The underlying purpose of 26 U.S.C. § 7429(a)(1) is to give the taxpayer notice of the information on which the government relies so that the taxpayer may raise any available defenses.  The Court finds that the taxpayer here did receive sufficient notice, both in the letter of revocation of tax-exempt status and in the letters notifying the plaintiff of the assessments.  While it would have been preferable for IRS to have sent a separate written statement of the information upon which it relied, denominated as such, the taxpayer was not so clearly prejudiced by the lack of a separate statement as to mandate striking of the government’s answer.

The Court notes that the taxpayer had actual notice in great detail of the facts upon which the government might rely by virtue of a similar jeopardy assessment case by a transferree of this plaintiff, King Shipping Consum, Inc. v. United States, Case No. 78-1835-CIV-WMH.  Since the information available to the plaintiff as a result of the King Shipping case was far more detailed and specific than that required by § 7429(a)(1), striking the government’s answer would be grossly disproportionate to the technical statutory violation alleged to have been committed.

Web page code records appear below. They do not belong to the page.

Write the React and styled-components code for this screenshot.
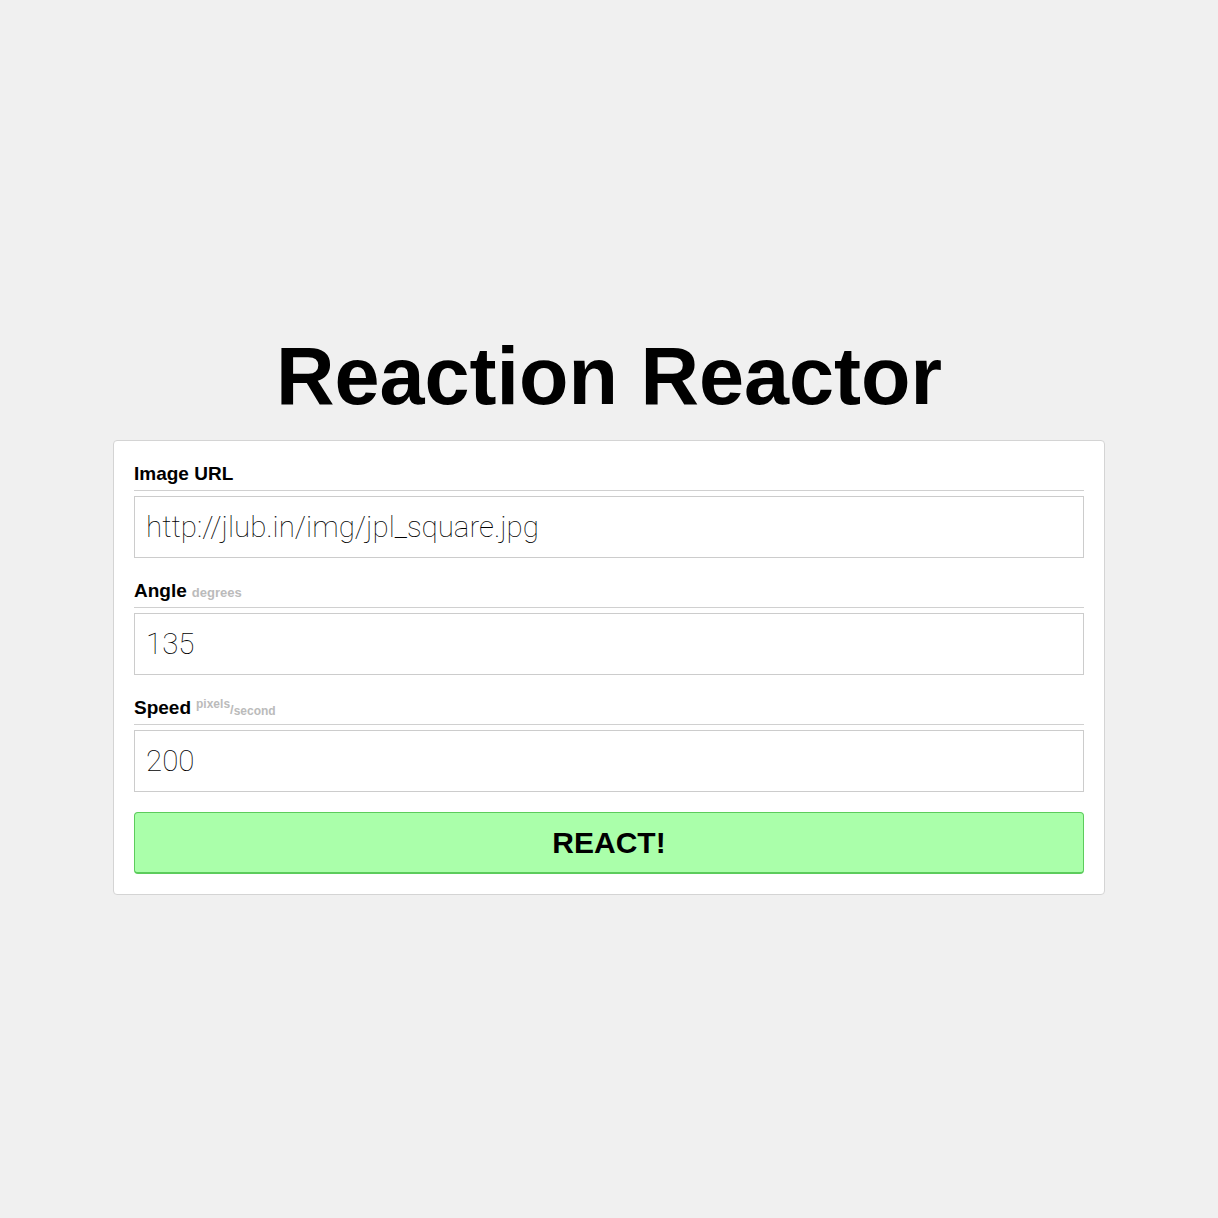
import React from 'react';
import styled, { createGlobalStyle } from 'styled-components';

const GlobalStyle = createGlobalStyle`
  html, body {
    margin: 0;
    padding: 0;
    background: #f0f0f0;
  }
  body {
    font-family: "Liberation Sans", Arial, sans-serif;
    color: #000;
  }
`;

const Page = styled.div`
  display: flex;
  flex-direction: column;
  align-items: center;
  padding-top: 330px;
`;

const Title = styled.h1`
  margin: 0 0 18px;
  font-size: 81px;
  line-height: 92px;
  font-weight: 700;
`;

const Card = styled.form`
  box-sizing: border-box;
  width: 992px;
  padding: 22px 20px 20px;
  background: #fff;
  border: 1px solid #d4d4d4;
  border-radius: 4px;
  display: flex;
  flex-direction: column;
`;

const Field = styled.div`
  display: flex;
  flex-direction: column;
  margin-bottom: 22px;

  &:last-of-type {
    margin-bottom: 20px;
  }
`;

const Label = styled.label`
  display: block;
  font-size: 19px;
  line-height: 22px;
  height: 22px;
  font-weight: 700;
  padding-bottom: 5px;
  border-bottom: 1px solid #d0d0d0;
  margin-bottom: 5px;
`;

const Unit = styled.span`
  margin-left: 5px;
  font-size: 13px;
  line-height: 1;
  font-weight: 700;
  color: #bbb;
`;

const Sup = styled.span`
  font-size: 12px;
  position: relative;
  top: -6px;
`;

const Sub = styled.span`
  font-size: 12px;
  position: relative;
  top: 1px;
`;

const Input = styled.input`
  box-sizing: border-box;
  width: 100%;
  height: 62px;
  padding: 0 11px;
  border: 1px solid #ccc;
  border-radius: 0;
  background: #fff;
  font-family: Roboto, "Liberation Sans", sans-serif;
  font-weight: 100;
  font-size: 29.5px;
  color: #000;
  outline: none;
`;

const Button = styled.button`
  box-sizing: border-box;
  width: 100%;
  height: 62px;
  background: #aaffaa;
  border: 1px solid #5ccc5c;
  border-bottom-width: 2px;
  border-radius: 4px;
  font-family: "Liberation Sans", Arial, sans-serif;
  font-size: 30px;
  font-weight: 700;
  color: #000;
  cursor: pointer;
`;

function App() {
  return (
    <Page>
      <GlobalStyle />
      <Title>Reaction Reactor</Title>
      <Card onSubmit={e => e.preventDefault()}>
        <Field>
          <Label>Image URL</Label>
          <Input defaultValue="http://jlub.in/img/jpl_square.jpg" />
        </Field>
        <Field>
          <Label>Angle<Unit>degrees</Unit></Label>
          <Input defaultValue="135" />
        </Field>
        <Field>
          <Label>
            Speed<Unit><Sup>pixels</Sup>/<Sub>second</Sub></Unit>
          </Label>
          <Input defaultValue="200" />
        </Field>
        <Button type="submit">REACT!</Button>
      </Card>
    </Page>
  );
}

export default App;
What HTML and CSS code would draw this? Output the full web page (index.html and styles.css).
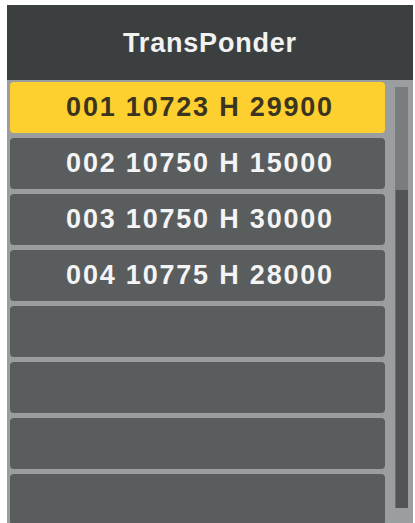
FILE: index.html
```html
<!DOCTYPE html>
<html>
<head>
<meta charset="utf-8">
<link rel="stylesheet" href="styles.css">
</head>
<body>
<div class="panel">
  <div class="header"><span class="title">TransPonder</span></div>
  <div class="content">
    <div class="list">
      <div class="row selected">001 10723 H 29900</div>
      <div class="row">002 10750 H 15000</div>
      <div class="row">003 10750 H 30000</div>
      <div class="row">004 10775 H 28000</div>
      <div class="row"></div>
      <div class="row"></div>
      <div class="row"></div>
      <div class="row"></div>
    </div>
    <div class="scrollbar">
      <div class="thumb"></div>
    </div>
  </div>
</div>
</body>
</html>
```
FILE: styles.css
```css
html, body {
  margin: 0;
  padding: 0;
  background: #ffffff;
}
body {
  width: 415px;
  height: 523px;
  overflow: hidden;
  font-family: "Liberation Sans", Arial, sans-serif;
}
.panel {
  margin: 5px 0 0 7px;
  width: 406px;
  height: 518px;
  background: #9b9e9e;
  overflow: hidden;
}
.header {
  height: 75px;
  background: #3b3f3f;
  display: flex;
  align-items: center;
  justify-content: center;
}
.title {
  color: #f2f2f2;
  font-weight: bold;
  font-size: 27px;
  letter-spacing: 0.8px;
  margin-top: 1px;
}
.content {
  display: flex;
  padding: 2px 0 0 3px;
}
.list {
  width: 375px;
  display: flex;
  flex-direction: column;
  gap: 5px;
}
.row {
  height: 51px;
  background: #595d5e;
  border-radius: 4px;
  display: flex;
  align-items: center;
  justify-content: center;
  color: #f4f4f4;
  font-weight: bold;
  font-size: 27px;
  letter-spacing: 1.8px;
  padding-left: 5px;
  box-sizing: border-box;
}
.row.selected {
  background: #fdd02f;
  color: #3a3421;
}
.scrollbar {
  margin: 5px 0 0 10px;
  width: 13px;
  height: 421px;
  background: #515555;
  box-shadow: inset 1px 0 0 #6e7171;
}
.thumb {
  height: 103px;
  background: #7a7d7e;
}
```
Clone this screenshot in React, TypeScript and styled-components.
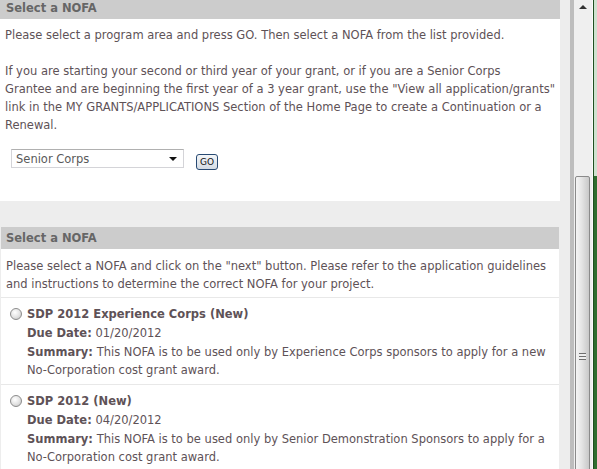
import React from "react";
import styled, { createGlobalStyle } from "styled-components";

const Global = createGlobalStyle`
  html, body { margin: 0; padding: 0; background: #ededed; }
  body { font-family: "DejaVu Sans", Verdana, sans-serif; }
`;

const Frame = styled.div`
  display: flex;
  align-items: flex-start;
  width: 597px;
  height: 469px;
  overflow: hidden;
  background: #ededed;
`;

const Column = styled.div`
  width: 560px;
  flex: none;
  margin-top: -3px;
  display: flex;
  flex-direction: column;
  & > * {
    flex: none;
  }
`;

const Gutter = styled.div`
  width: 10px;
  height: 469px;
  flex: none;
  background: #ededed;
`;

const Divider = styled.div`
  width: 4px;
  height: 469px;
  flex: none;
  background: #bdbdbd;
`;

const Scrollbar = styled.div`
  position: relative;
  width: 19px;
  height: 469px;
  flex: none;
  background: #efefef;
  border-right: 1px solid #fafafa;
  box-sizing: border-box;
  overflow: hidden;
`;

const UpArrow = styled.div`
  position: absolute;
  left: 5px;
  top: 5px;
  width: 0;
  height: 0;
  border-left: 4px solid transparent;
  border-right: 4px solid transparent;
  border-bottom: 4px solid #333;
`;

const Thumb = styled.div`
  position: absolute;
  left: 1px;
  top: 176px;
  width: 15px;
  height: 320px;
  box-sizing: border-box;
  border: 1px solid #8a8a8a;
  border-radius: 2px;
  background: linear-gradient(to right, #f4f4f4 0%, #e6e6e6 40%, #c8c8c8 100%);
  display: flex;
  justify-content: center;
  padding-top: 176px;
`;

const Grip = styled.div`
  width: 7px;
  height: 7px;
  background: repeating-linear-gradient(
    to bottom,
    #6e6e6e 0px,
    #6e6e6e 1px,
    #eeeeee 1px,
    #eeeeee 3px
  );
`;

const Edge = styled.div`
  width: 4px;
  height: 469px;
  flex: none;
  border-left: 1px solid #1f4f1f;
  box-sizing: border-box;
  background: linear-gradient(to bottom, #cfe2cf 0px, #cfe2cf 176px, #2f6e2f 176px);
`;

const Header = styled.div<{ $inset?: boolean }>`
  height: 22px;
  line-height: 22px;
  background: #cccccc;
  color: #666666;
  font-weight: bold;
  font-size: 11.5px;
  padding-left: ${(p) => (p.$inset ? 5 : 6)}px;
  margin: 0 ${(p) => (p.$inset ? 1 : 0)}px;
`;

const Panel = styled.div`
  background: #ffffff;
  color: #5e5257;
  font-size: 11.5px;
  line-height: 18px;
`;

const IntroBody = styled.div`
  padding: 7px 5px 0 5px;
  height: 182px;
  box-sizing: border-box;
`;

const Para = styled.p<{ $last?: boolean }>`
  margin: 0 0 ${(p) => (p.$last ? 0 : 18)}px 0;
`;

const Controls = styled.div`
  display: flex;
  align-items: flex-start;
  gap: 12px;
  padding: 15px 0 0 6px;
`;

const SelectBox = styled.div`
  width: 173px;
  height: 19px;
  box-sizing: border-box;
  border: 1px solid #d4d4d8;
  border-top-color: #b0b0b0;
  background: #fff;
  display: flex;
  align-items: center;
  justify-content: space-between;
  padding: 0 6px 0 4px;
  font-size: 11.5px;
  color: #5a5a5a;
`;

const Caret = styled.span`
  width: 0;
  height: 0;
  border-left: 4px solid transparent;
  border-right: 4px solid transparent;
  border-top: 4px solid #111;
`;

const GoButton = styled.button`
  margin-top: 5px;
  width: 22px;
  height: 16px;
  padding: 0;
  box-sizing: border-box;
  border: 1px solid #284a73;
  border-radius: 3px;
  background: linear-gradient(to bottom, #f4f6f8, #d3dbe4);
  font-family: "DejaVu Sans", Verdana, sans-serif;
  font-size: 9px;
  color: #111;
  line-height: 14px;
`;

const Spacer = styled.div`
  height: 26px;
  background: #ededed;
`;

const ListPanel = styled(Panel)`
  margin: 0 1px;
`;

const Instructions = styled.div`
  padding: 8px 5px 4px 5px;
  border-bottom: 1px solid #e8e8e8;
`;

const Item = styled.div`
  position: relative;
  padding: 6px 5px 5px 26px;
  border-bottom: 1px solid #e8e8e8;
`;

const Radio = styled.span`
  position: absolute;
  left: 9px;
  top: 10px;
  width: 12px;
  height: 12px;
  box-sizing: border-box;
  border-radius: 50%;
  border: 1px solid #8c8c8c;
  background: radial-gradient(circle at 40% 35%, #ffffff 0%, #e2e2e2 55%, #bdbdbd 100%);
`;

const Title = styled.div`
  font-weight: bold;
  font-size: 11.5px;
  line-height: 20px;
`;

const Line = styled.div`
  line-height: 19px;
  & + & {
    line-height: 18px;
  }
`;

const Label = styled.b`
  font-weight: bold;
`;

const items = [
  {
    title: "SDP 2012 Experience Corps (New)",
    due: "01/20/2012",
    lines: [
      "This NOFA is to be used only by Experience Corps sponsors to apply for a new",
      "No-Corporation cost grant award.",
    ],
  },
  {
    title: "SDP 2012 (New)",
    due: "04/20/2012",
    lines: [
      "This NOFA is to be used only by Senior Demonstration Sponsors to apply for a",
      "No-Corporation cost grant award.",
    ],
  },
];

export default function App() {
  return (
    <>
      <Global />
      <Frame>
        <Column>
          <Header>Select a NOFA</Header>
          <Panel>
            <IntroBody>
              <Para>
                Please select a program area and press GO. Then select a NOFA from the list provided.
              </Para>
              <Para $last>
                If you are starting your second or third year of your grant, or if you are a Senior Corps
                <br />
                Grantee and are beginning the first year of a 3 year grant, use the "View all application/grants"
                <br />
                link in the MY GRANTS/APPLICATIONS Section of the Home Page to create a Continuation or a
                <br />
                Renewal.
              </Para>
              <Controls>
                <SelectBox>
                  <span>Senior Corps</span>
                  <Caret />
                </SelectBox>
                <GoButton>GO</GoButton>
              </Controls>
            </IntroBody>
          </Panel>
          <Spacer />
          <Header $inset>Select a NOFA</Header>
          <ListPanel>
            <Instructions>
              Please select a NOFA and click on the "next" button. Please refer to the application guidelines
              <br />
              and instructions to determine the correct NOFA for your project.
            </Instructions>
            {items.map((it) => (
              <Item key={it.title}>
                <Radio />
                <Title>{it.title}</Title>
                <Line>
                  <Label>Due Date:</Label> {it.due}
                </Line>
                <Line>
                  <Label>Summary:</Label> {it.lines[0]}
                  <br />
                  {it.lines[1]}
                </Line>
              </Item>
            ))}
          </ListPanel>
        </Column>
        <Gutter />
        <Divider />
        <Scrollbar>
          <UpArrow />
          <Thumb>
            <Grip />
          </Thumb>
        </Scrollbar>
        <Edge />
      </Frame>
    </>
  );
}
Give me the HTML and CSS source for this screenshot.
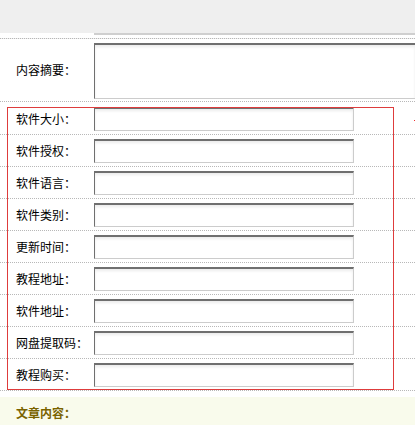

The plaintiff later modified its motion to strike to include only those portions of the government’s answer which reflect information known to the government at the time of making the assessments but not furnished to the plaintiff within five days thereafter.  The Court must reject this proposal because it would necessitate inquiry by the Court into the questions of when and how the government acquired various bits and pieces of information about the taxpayer.  Even if such a reconstruction of the government’s investigation were possible, it would require testimony of indeterminate length by various IRS agens involved in this investigation.  Such a procedure is unwarranted, the Court feels, in the type of summary proceeding contemplated by 26 U.S.C. § 7429(b) where the only issues before the Court are the reasonableness of the making of the assessments and the reasonableness of the amount.  It is therefore,

ORDERED AND ADJUDGED that the plaintiff’s motion to strike the answer is denied.  The making of the assessments and the amounts thereof having been found to be reasonable under the circumstances.  It is further,

ORDERED AND ADJUDGED that this cause be and it is hereby dismissed with prejudice.

DONE AND ORDERED in Chambers at Miami, Dade County, Florida this 19 day of March, 1979.